In April 2016 when an irate customer, Crystal Carlson, received a threatening email from Cooper she searched Facebook and found dozens of other inventors who had also been scammed.  Most notably she tracked down the inventor of "Teddy's Ballie Bumpers," which World Patent Marketers were using as a star success story, saying that the inventor had seen sales "skyrocket".  However, the inventor told Carlson that the Patent Office had rejected his application and he was left with thousands of bumpers stored in a warehouse, selling only 15.  Carlson organized victims and they filed a class-action lawsuit in December 2016 alleging deception, fraud, and violations of the American Inventors Protection Act's disclosure rules.  Cooper's firm claimed to not be bound by the American Inventors Protection Act and accused the claimants of blaming the company for the failure of their invention ideas.  

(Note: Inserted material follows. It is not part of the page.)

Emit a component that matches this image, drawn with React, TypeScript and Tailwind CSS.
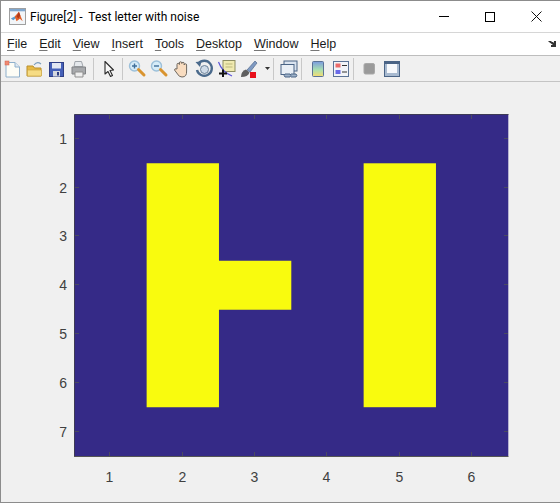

In January 2017, an undercover FTC investigator contacted the firm with his idea for an invention, a recipe. As usual, a salesperson responded he "had a great idea with lasting power" and "should expect a revenue stream for decades" even though recipes are almost impossible to patent.

The company was shut down by the FTC in March 2017.  According to the FTC, "consumers paid George G. Cooper and his companies, World Patent Marketing Inc. thousands of dollars to patent and market their inventions based on bogus 'success stories' and testimonials promoted by the defendants. But after they strung consumers along for months or even years, the defendants did not deliver what they promised. Instead, many customers ended up in debt or lost their life savings with nothing to show for it."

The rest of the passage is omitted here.